The most active Republican on Obama’s behalf was Susan Eisenhower who spent a considerable amount of time campaigning for the then Illinois Senator. She endorsed Obama on February 1st, 2008, and left the Republican Party when she addressed the Democratic National Convention in August of that year.
She is Ike’s granddaughter and recruited her father (the late President’s only son), her brother David and her sister-in-law, Julie Nixon Eisenhower. She was against the war on terror, the Patriot Act and the Iraq surge. She claimed Obama would reduce the deficit, and Eisenhower told the Democratic Convention:
In my grandparents’ time, the thrust of the Republican Party was rooted in: a respect for the constitution; the defense of civil liberties; a commitment to fiscal responsibility . . . the advancement of civil rights.
Sen. Chafee and Rep. Leach said Obama was “the presidential candidate who represents the traditional conservatism that has been forgotten.” The statement was especially ironic because Chafee and Leach were never conservatives. Practically all of the Republicans who backed Obama claimed he wasn’t partisan and would bring the nation together. The “Republicans for Obama” website spoke of governing in “a post partisan manner.”
That never happened. For example, not one Republican in the House or Senate voted for the President’s health care bill. All GOP reform proposals on every issue were rejected, and Obama has been one of our most partisan presidents. He entered the White House with an enormous reservoir of political and public support and his honeymoon was greater than any incoming president in the past three decades.
Obama had better numbers, and they were usually by double digits, than Bill Clinton, Ronald Reagan or either George Bush on every item traditionally measured in transition polls. The Republicans who supported him in 2008 spoke of his ability to bridge differences and bring people together. They said he would rally Americans to a common cause.
To date, the only groups Obama has united are the Republican Party and his political opponents. The message of the 2008 Obama Republicans has long been forgotten. Listed below are some of the prominent Republicans who endorsed the 2008 Obama campaign.
Former Governors Arne Carlson (MN), Linwood Holton (VA), William Milliken (MI) and William Weld (MA).
Former Senators Larry Pressler (SD), David Durenberger (MN), Lincoln Chafee (RI), Charles Mathias (MD) and Lowell Weicker (CT).

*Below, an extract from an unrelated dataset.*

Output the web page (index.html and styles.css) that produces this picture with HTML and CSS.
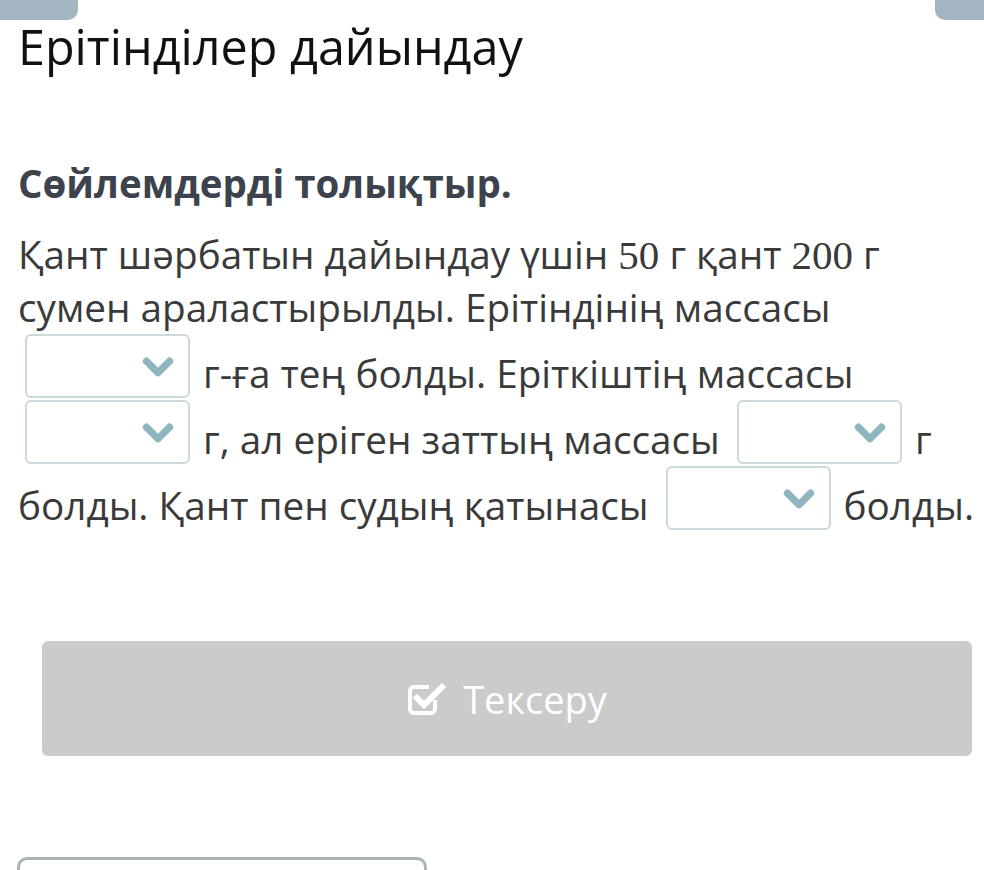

Former Congressmen Mickey Edwards (OK), Jim Leach (IA), Wayne Gilcrest (MD), Claudine Schneider (RI), Harris Fawell (IL) and Bob Ellsworth (KS).
Other national Republicans who endorsed the Obama/Biden ticket:
- Ken Adelman, former Director, Arms Control and Disarmament Agency.
- Bruce Bartlett, author, Impostor: How George W. Bush Bankrupted America
- Christopher Buckley, son of William F. Buckley, Jr.
- William Donaldson, former Chairman, Securities & Exchange Commission under George W. Bush (2003–05).
- Ken Duberstein, former Reagan chief of staff.
- Julie Nixon Eisenhower, daughter of former President Nixon, granddaughter-in law of Dwight Eisenhower.
- Susan Eisenhower, granddaughter of Dwight Eisenhower (she also left the Republican Party).
- Lilibet Hagel, wife of Senator Chuck Hagel (R-NE).
- Rita E. Hauser, Former White House intelligence advisor for George W. Bush, backed Kerry in 2004.
- Scott McClellan, White House Press Secretary under George W. Bush from 2003-2006.
- Scott McConnell, editor of Pat Buchanan’s American Conservative magazine. He also endorsed Kerry in 2004.
- Paul O’Neill, Secretary of the Treasury from 2001-02 under George W. Bush.
- Colin Powell, former Secretary of State.
- Libby Pataki, former First Lady of New York from 1995-2007.
- Bill Ruckelshaus, former EPA Administrator
- Andrew Sullivan, author of The Conservative Soul, who also endorsed Kerry in 2004.